Butch: Butch has a YouTube video of everybody on the seven continents – including a chunk of ice from Antarctica and an inanimate piece of furniture from South America – attempting to play QB in their offense instead of Dennis Dixon. It's a good video, Tommy, you should give it a whirl and maybe you'll change your tune. Butch takes USF to cover in a rout.
Music City "Cheater" Bowl
Florida State v. Kentucky (-3)
Tommy: I wonder why UK is favored over a team with so much talent. Could it be because half of Florida State's team got caught cheating and is out? Nah, it's got to be the injuries of those 36 guys. They would never cheat. We Own LSU-28, Gutless Administration-10.

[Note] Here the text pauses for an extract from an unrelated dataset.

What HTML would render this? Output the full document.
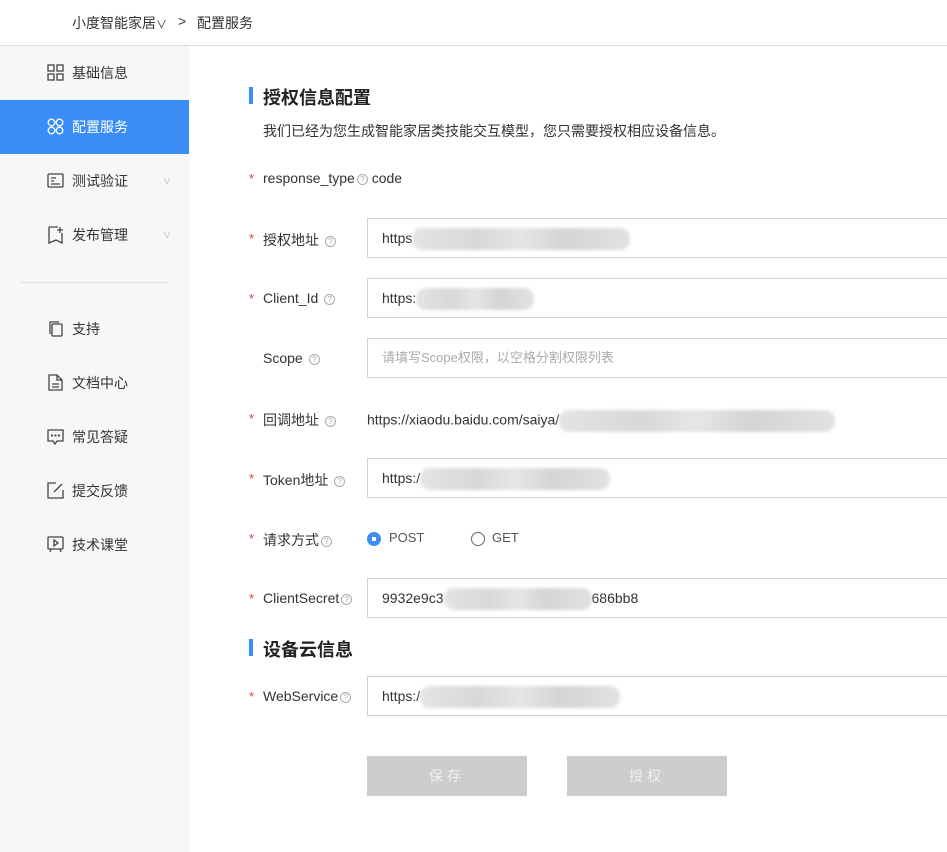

Butch: Cheaters never prosper – well, in the year in which they are caught cheating anyway, right? Butch takes Ken-Yucky to win and cover.
Insight "Who Cares?" Bowl
Indiana v. Oklahoma State (-4)
Tommy: One team is playing for a fallen coach, the other for a loudmouth coach who wants you to know that he's a man of the age of 40. Tommy will take the team with a more noble cause. This One's For Hep-31, That's Garbage-30.
Butch: If your bowl game has a child and comes home crying because he's fat or dropped a pass in his pickup bowl game, then you would understand. Wait, that ain't right. A 6-6 team in a bowl game? Makes Butch want to puke. Butch takes Indy to win and cover.
Peach "Currently Known By Some Sponsor" Bowl
Auburn v. Clemson (-2)
Tommy: Watching the pitiful Auburn offense against a dominant Clemson defense should be hilarious. A Bowden is going to keep on hammering Auburn, but this time he'll be on the opposite sideline. Love Those Purple Uniforms-24, Isn't There A Poll To Name Them People's Champ For This Year-10.
Butch: Clemson actually gets to play in a bowl game instead of fighting with South Carolina, so Butch figures they like that experience better and picks the Tigers to win and cover.